Раза два я прошёлся по комнате взад и вперед и вздохнул, посмотрелся в зеркало, поправил высокий белый галстук, обмотанный вокруг моей шеи и завязанный по всем правилам искусства, надел жилет цвета буйволовой кожи и голубой фрак с узкими и длинными, как птичий хвостик, фалдами и золотыми пуговицами; мой носовой платок я весь смочил одеколоном (в то время не имелось великого множества разнородных духов, которыми нас позднее наделила изобретательность парфюмеров); я причесал свои волосы, которыми не мало гордился и причесывать их находил приятным занятием. Увы! представителями этих тёмных, густых, натуральных кудрей теперь оказываются только несколько десятков совершенно белых волос, и на месте, где некогда красовались они, ныне явилась гладкая, розовая лысина. Но едва ли не лучше предать забвению это оскорбительное для моего самолюбия обстоятельство. Довольно того, что тогда я мог похвастать обилием тёмно-каштановых, вьющихся волос. Оделся я с величайшим тщанием. Безукоризненно модную шляпу я вынул из дорожного футляра и надел на свою премудрую голову слегка набекрень, как носили её щеголи; пара светлых лайковых перчаток и трость, из числа похожих, скорее, на палицу, тогда с год или два как вошедших в употребление в Англии, довершали мой костюм.

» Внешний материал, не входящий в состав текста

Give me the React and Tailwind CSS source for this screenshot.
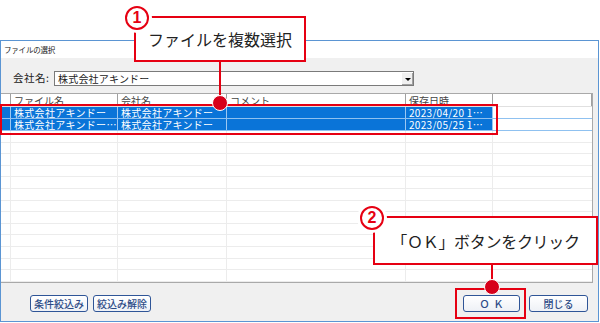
import React from "react";

const RED = "border-[#e60012]";
const widths = ["w-[10px]", "w-[107px]", "w-[109px]", "w-[179px]", "w-[87px]"];

function SelRow({ c1, c2, date }) {
  const cells = ["", c1, c2, "", date];
  return (
    <div className="flex h-[12px] border-b border-[#8fc1f0]">
      {cells.map((t, i) => (
        <div
          key={i}
          className={`${widths[i]} shrink-0 bg-[#0a74d8] border-r border-[#9cc8f2] text-white text-[10px] leading-[11px] pl-[3px] overflow-hidden whitespace-nowrap tracking-[0.3px]`}
        >
          {t}
        </div>
      ))}
      <div className="flex-1 bg-white" />
    </div>
  );
}

function EmptyRow() {
  return (
    <div className="flex flex-1 border-b border-[#ececec]">
      {widths.map((w, i) => (
        <div key={i} className={`${w} shrink-0 border-r border-[#ececec]`} />
      ))}
      <div className="flex-1" />
    </div>
  );
}

function Btn({ children, className = "" }) {
  return (
    <div
      className={`h-[17px] flex items-center justify-center rounded-[3px] border-[1.5px] border-[#2f5597] bg-gradient-to-b from-white to-[#eef1f6] text-[#2b4a86] text-[10px] font-medium ${className}`}
    >
      {children}
    </div>
  );
}

function Circle({ n, className }) {
  return (
    <div
      className={`absolute w-[24px] h-[24px] rounded-full border-2 ${RED} bg-white shadow-[0_0_0_3px_white] flex items-center justify-center text-[#e60012] text-[16px] font-bold leading-none ${className}`}
      style={{ fontFamily: "'Liberation Sans', Arial, sans-serif" }}
    >
      {n}
    </div>
  );
}

export default function App() {
  const emptyRows = Array.from({ length: 13 });
  return (
    <div
      className="relative w-[600px] h-[323px] bg-white overflow-hidden text-[#222]"
      style={{ fontFamily: "'Noto Sans CJK JP', 'Noto Sans', sans-serif" }}
    >
      {/* Window */}
      <div className="mt-[40px] w-[599px] h-[282px] border border-[#5b95d3] flex flex-col">
        <div className="h-[17px] bg-white flex items-center pl-[3px] text-[7.5px] text-[#222] tracking-[-0.2px]">
          ファイルの選択
        </div>
        <div className="flex-1 bg-[#f0f0f0] flex flex-col">
          {/* company row */}
          <div className="flex items-center h-[15px] mt-[13px]">
            <div className="w-[53px] pl-[12px] text-[10.5px] leading-none tracking-[0.5px]">会社名:</div>
            <div className="w-[360px] h-[15px] bg-white border border-[#7a7a7a] flex items-center">
              <div className="flex-1 pl-[3px] text-[10px] leading-none tracking-[0.2px]">株式会社アキンドー</div>
              <div className="w-[12px] h-[13px] bg-[#f0f0f0] border-l border-t border-white shadow-[inset_-1px_-1px_0_#a0a0a0] flex items-center justify-center">
                <div className="w-0 h-0 border-l-[3px] border-r-[3px] border-t-[3px] border-l-transparent border-r-transparent border-t-black" />
              </div>
            </div>
          </div>
          {/* table */}
          <div className="mt-[7px] w-[592px] h-[190px] bg-white border-t border-r border-b border-[#a9a9a9] flex flex-col">
            <div className="flex h-[13px] shrink-0 bg-white border-b border-[#e0e0e0]">
              {["", "ファイル名", "会社名", "コメント", "保存日時"].map((t, i) => (
                <div
                  key={i}
                  className={`${widths[i]} shrink-0 border-r border-[#a0a0a0] text-[10px] leading-[13px] pl-[3px] text-[#444] overflow-hidden whitespace-nowrap`}
                >
                  {t}
                </div>
              ))}
              <div className="flex-1 border-r border-[#a0a0a0]" />
            </div>
            <SelRow c1="株式会社アキンドー" c2="株式会社アキンドー" date="2023/04/20 1…" />
            <SelRow c1="株式会社アキンドー…" c2="株式会社アキンドー" date="2023/05/25 1…" />
            <div className="flex-1 flex flex-col">
              {emptyRows.map((_, i) => (
                <EmptyRow key={i} />
              ))}
            </div>
          </div>
          {/* buttons */}
          <div className="flex items-center mt-[12px] pl-[29px] pr-[10px]">
            <Btn className="w-[58px]">条件絞込み</Btn>
            <Btn className="w-[58px] ml-[5px]">絞込み解除</Btn>
            <div className="flex-1" />
            <Btn className="w-[57px] tracking-[4px] pl-[4px]">ＯＫ</Btn>
            <Btn className="w-[59px] ml-[9px]">閉じる</Btn>
          </div>
        </div>
      </div>

      {/* selection frame */}
      <div className={`absolute left-0 top-[104px] w-[498px] h-[31px] border-2 ${RED}`} />
      {/* OK frame */}
      <div className={`absolute left-[455px] top-[288px] w-[71px] h-[31px] border-2 ${RED}`} />

      {/* callout 1 */}
      <div className={`absolute left-[134px] top-[16px] w-[172px] h-[46px] border-2 ${RED} bg-white flex items-center justify-center text-[16px] leading-none text-[#222]`}>
        ファイルを複数選択
      </div>
      <Circle n="1" className="left-[125px] top-[6px]" />
      <div className="absolute left-[219px] top-[61px] w-[2px] h-[36px] bg-[#e60012]" />
      <div className="absolute left-[212px] top-[95px] w-[16px] h-[16px] rounded-full bg-[#d7001a] border border-white" />

      {/* callout 2 */}
      <div className={`absolute left-[373px] top-[216px] w-[225px] h-[49px] border-2 ${RED} bg-white flex items-center justify-center text-[16px] leading-none text-[#222] tracking-[-0.3px]`}>
        「ＯＫ」ボタンをクリック
      </div>
      <Circle n="2" className="left-[360px] top-[206px]" />
      <div className="absolute left-[491px] top-[264px] w-[2px] h-[18px] bg-[#e60012]" />
      <div className="absolute left-[484px] top-[279px] w-[16px] h-[16px] rounded-full bg-[#d7001a] border border-white" />
    </div>
  );
}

Все эти старания клонились только к тому, чтоб пройтись по двору или постоять на лестнице «Прекрасной Звезды»; это был способ поклонения восхитительным глазам, виденным мною в этот вечер в первый раз, но забыть которые я не мог уже никогда, никогда! Попросту сказать, всё это я сделал в смутной, весьма смутной надежде, что те очаровательные глаза увидят безукоризненный наряд меланхолического раба их и сохранят образ его не без тайного одобрения.
Когда я кончал свой туалет, дневной свет окончательно померк, исчез последний отблеск солнца, на небосклоне водворились сумерки и стали постепенно сгущаться. Я вздохнул, сочувствуя грустно-мечтательному часу, и поднял окно, с целью выглянуть на двор прежде, чем сойду вниз. Я тотчас заметил, что окно, находившееся под моим, также было поднято, потому что до слуха моего ясно стал доноситься разговор между двумя лицами; только разобрать, что они говорили, я не мог.